Even the old-fashioned window shade, lifting itself into neat folds, has always struck me as a small act of emotional discipline. There is something restrained and almost stoic about it, the way it rises in measured softness, the way it cleans the line of a window without stripping it of soul. Not every room wants drama. Some want order, plainness, a kind of rural calm translated into fabric and light. Some homes are not asking to be seductive. They are asking to be spared.

And then there are the rods, those ignored bones without which the whole illusion collapses. No one praises them unless they fail. That, too, feels familiar. They hold the weight, take the strain, stay near the wall, and disappear into usefulness. The bracket, the placement, the choice between mounting on the frame or above it, the decision to match the wall or echo the fabric, all of it sounds technical until you realize structure is what allows softness to exist at all. Tenderness has always needed support. Beauty has always needed something firm enough to carry it.

Maybe that is why curtains move me more than they should. They remind me that what softens a life is rarely soft by accident. It is chosen. Hung. Measured. Adjusted. Protected. Maintained. The world now encourages a terrible kind of nakedness, not the honest nakedness of intimacy, but the commercial nakedness of constant display. Show everything. Reveal everything. Leave nothing filtered. But there is wisdom in knowing what to veil. There is self-respect in deciding how the light gets in.

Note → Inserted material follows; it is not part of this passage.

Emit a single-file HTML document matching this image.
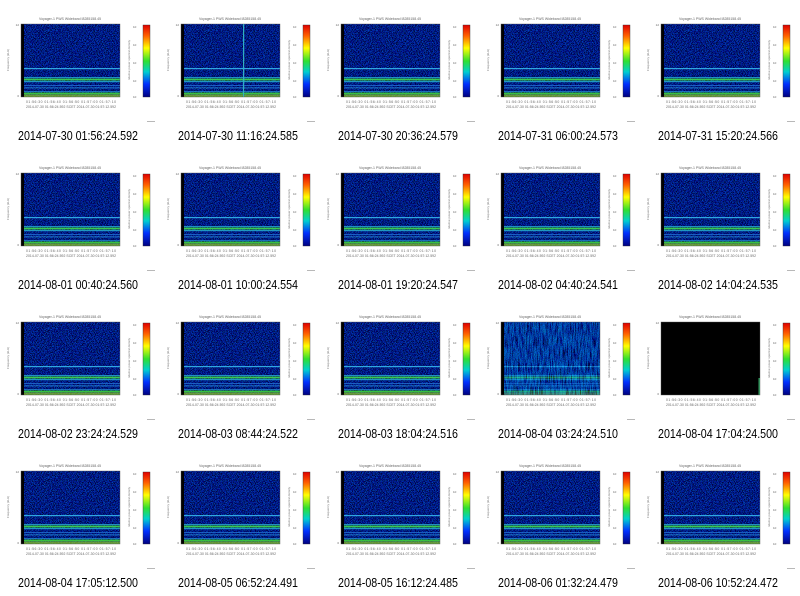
<!DOCTYPE html>
<html><head><meta charset="utf-8"><style>html,body{margin:0;padding:0;background:#fff;}svg{display:block}</style></head>
<body>
<svg width="800" height="596" viewBox="0 0 800 596" xmlns="http://www.w3.org/2000/svg">
<defs>
<filter id="nz" x="0" y="0" width="100%" height="100%">
<feTurbulence type="fractalNoise" baseFrequency="1.3" numOctaves="2" seed="3"/>
<feColorMatrix type="matrix" values="0 0 0 0 0  0.9 0 0 0 -0.45  3.2 0 0 0 -1.2  0 0 0 0 1"/>
</filter>
<filter id="nz2" x="0" y="0" width="100%" height="100%">
<feTurbulence type="fractalNoise" baseFrequency="1.2 0.08" numOctaves="2" seed="7"/>
<feColorMatrix type="matrix" values="0 0 0 0 0  1.6 0 0 0 -0.65  3 0 0 0 -0.9  0 0 0 0 1"/>
</filter>
<linearGradient id="cb" x1="0" y1="0" x2="0" y2="1">
<stop offset="0" stop-color="#e00000"/><stop offset="0.15" stop-color="#ff6000"/>
<stop offset="0.32" stop-color="#ffff00"/><stop offset="0.5" stop-color="#30e030"/>
<stop offset="0.65" stop-color="#00d0d0"/><stop offset="0.82" stop-color="#0030ff"/>
<stop offset="1" stop-color="#000080"/></linearGradient>
<g id="spec">
<rect width="99" height="73" fill="#020a58"/>
<rect width="99" height="73" filter="url(#nz)" opacity="0.65"/>
<rect x="0" y="44" width="99" height="1.2" fill="#30a8e0"/>
<rect x="0" y="53" width="99" height="1" fill="#2090c0"/>
<rect x="0" y="54.5" width="99" height="2" fill="#38c850"/>
<rect x="0" y="57" width="99" height="1.2" fill="#2098c0"/>
<rect x="0" y="61" width="99" height="0.8" fill="#2070d0"/>
<rect x="0" y="63.5" width="99" height="0.8" fill="#2890d8"/>
<rect x="0" y="67" width="99" height="0.8" fill="#2080c8"/>
<rect x="0" y="68.5" width="99" height="1.8" fill="#38c040"/>
<rect x="0" y="70.5" width="99" height="2.5" fill="#90d020" opacity="0.7"/>
<rect x="0" y="0" width="3" height="73" fill="#000"/>
</g>
<g id="frame">
<rect x="21" y="24" width="99" height="73" fill="none" stroke="#555" stroke-width="0.4"/>
<text x="70" y="20" font-size="3.5" text-anchor="middle" fill="#666" font-family="Liberation Sans, sans-serif">Voyager-1 PWS Wideband I8285158.45</text>
<text x="19" y="26" font-size="3" fill="#666" text-anchor="end" font-family="Liberation Sans">12</text>
<text x="19" y="97" font-size="3" fill="#666" text-anchor="end" font-family="Liberation Sans">0</text>
<text x="26" y="103" font-size="3.4" fill="#666" font-family="Liberation Sans" textLength="90" lengthAdjust="spacing">01:56:30   01:56:40   01:56:50   01:57:00   01:57:10</text>
<text x="26" y="108" font-size="3.4" fill="#666" font-family="Liberation Sans" textLength="90" lengthAdjust="spacing">2014-07-30 01:56:24.592   SCET   2014-07-30 01:57:12.592</text>
<rect x="143" y="25" width="7" height="72" fill="url(#cb)" stroke="#333" stroke-width="0.4"/>
<text x="133" y="28" font-size="3" fill="#666" font-family="Liberation Sans">10</text>
<text x="133" y="46" font-size="3" fill="#666" font-family="Liberation Sans">10</text>
<text x="133" y="64" font-size="3" fill="#666" font-family="Liberation Sans">10</text>
<text x="133" y="82" font-size="3" fill="#666" font-family="Liberation Sans">10</text>
<text x="133" y="98" font-size="3" fill="#666" font-family="Liberation Sans">10</text>
<rect x="147" y="121" width="8" height="0.6" fill="#888"/>
<text transform="translate(9,60) rotate(-90)" font-size="3" fill="#777" text-anchor="middle" font-family="Liberation Sans">Frequency (kHz)</text>
<text transform="translate(130,60) rotate(-90)" font-size="3" fill="#777" text-anchor="middle" font-family="Liberation Sans">relative power spectral density</text>
</g>
</defs>
<g font-family="Liberation Sans, sans-serif" font-size="13" fill="#000">
<g transform="translate(0,0)"><use href="#spec" x="21" y="24"/><use href="#frame"/><text x="18" y="140" textLength="120" lengthAdjust="spacingAndGlyphs">2014-07-30 01:56:24.592</text></g>
<g transform="translate(160,0)"><use href="#spec" x="21" y="24"/><rect x="83" y="24" width="1.2" height="73" fill="#30b0c0"/><use href="#frame"/><text x="18" y="140" textLength="120" lengthAdjust="spacingAndGlyphs">2014-07-30 11:16:24.585</text></g>
<g transform="translate(320,0)"><use href="#spec" x="21" y="24"/><use href="#frame"/><text x="18" y="140" textLength="120" lengthAdjust="spacingAndGlyphs">2014-07-30 20:36:24.579</text></g>
<g transform="translate(480,0)"><use href="#spec" x="21" y="24"/><use href="#frame"/><text x="18" y="140" textLength="120" lengthAdjust="spacingAndGlyphs">2014-07-31 06:00:24.573</text></g>
<g transform="translate(640,0)"><use href="#spec" x="21" y="24"/><use href="#frame"/><text x="18" y="140" textLength="120" lengthAdjust="spacingAndGlyphs">2014-07-31 15:20:24.566</text></g>
<g transform="translate(0,149)"><use href="#spec" x="21" y="24"/><use href="#frame"/><text x="18" y="140" textLength="120" lengthAdjust="spacingAndGlyphs">2014-08-01 00:40:24.560</text></g>
<g transform="translate(160,149)"><use href="#spec" x="21" y="24"/><use href="#frame"/><text x="18" y="140" textLength="120" lengthAdjust="spacingAndGlyphs">2014-08-01 10:00:24.554</text></g>
<g transform="translate(320,149)"><use href="#spec" x="21" y="24"/><use href="#frame"/><text x="18" y="140" textLength="120" lengthAdjust="spacingAndGlyphs">2014-08-01 19:20:24.547</text></g>
<g transform="translate(480,149)"><use href="#spec" x="21" y="24"/><use href="#frame"/><text x="18" y="140" textLength="120" lengthAdjust="spacingAndGlyphs">2014-08-02 04:40:24.541</text></g>
<g transform="translate(640,149)"><use href="#spec" x="21" y="24"/><use href="#frame"/><text x="18" y="140" textLength="120" lengthAdjust="spacingAndGlyphs">2014-08-02 14:04:24.535</text></g>
<g transform="translate(0,298)"><use href="#spec" x="21" y="24"/><use href="#frame"/><text x="18" y="140" textLength="120" lengthAdjust="spacingAndGlyphs">2014-08-02 23:24:24.529</text></g>
<g transform="translate(160,298)"><use href="#spec" x="21" y="24"/><use href="#frame"/><text x="18" y="140" textLength="120" lengthAdjust="spacingAndGlyphs">2014-08-03 08:44:24.522</text></g>
<g transform="translate(320,298)"><use href="#spec" x="21" y="24"/><use href="#frame"/><text x="18" y="140" textLength="120" lengthAdjust="spacingAndGlyphs">2014-08-03 18:04:24.516</text></g>
<g transform="translate(480,298)"><use href="#spec" x="21" y="24"/><rect x="24" y="24" width="96" height="73" filter="url(#nz2)" opacity="0.45"/><use href="#frame"/><text x="18" y="140" textLength="120" lengthAdjust="spacingAndGlyphs">2014-08-04 03:24:24.510</text></g>
<g transform="translate(640,298)"><rect x="21" y="24" width="99" height="73" fill="#000"/><rect x="118.5" y="80" width="1.5" height="17" fill="#30a060"/><use href="#frame"/><text x="18" y="140" textLength="120" lengthAdjust="spacingAndGlyphs">2014-08-04 17:04:24.500</text></g>
<g transform="translate(0,447)"><use href="#spec" x="21" y="24"/><use href="#frame"/><text x="18" y="140" textLength="120" lengthAdjust="spacingAndGlyphs">2014-08-04 17:05:12.500</text></g>
<g transform="translate(160,447)"><use href="#spec" x="21" y="24"/><use href="#frame"/><text x="18" y="140" textLength="120" lengthAdjust="spacingAndGlyphs">2014-08-05 06:52:24.491</text></g>
<g transform="translate(320,447)"><use href="#spec" x="21" y="24"/><use href="#frame"/><text x="18" y="140" textLength="120" lengthAdjust="spacingAndGlyphs">2014-08-05 16:12:24.485</text></g>
<g transform="translate(480,447)"><use href="#spec" x="21" y="24"/><use href="#frame"/><text x="18" y="140" textLength="120" lengthAdjust="spacingAndGlyphs">2014-08-06 01:32:24.479</text></g>
<g transform="translate(640,447)"><use href="#spec" x="21" y="24"/><use href="#frame"/><text x="18" y="140" textLength="120" lengthAdjust="spacingAndGlyphs">2014-08-06 10:52:24.472</text></g>
</g>
</svg>
</body></html>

A home becomes a home not when it is fully visible, but when it learns where to be gentle with itself. That lesson feels almost unbearably relevant now, when people are tired in ways they can no longer dramatize, when attention has become a form of trespassing, when even rest feels public. We are all, in some private corner of our lives, trying to draw something closed against the glare. We are all trying to create one room inside ourselves where the outside world cannot enter uninvited.

So no, without drapes it is not merely curtains. It is exposure. It is a life with no hand over the lamp, no pause between self and spectacle, no mercy between the eye and what it takes. And maybe that is why a simple length of cloth can still feel almost holy in the right light. Because sometimes the most loving thing a home can do is not open itself wider.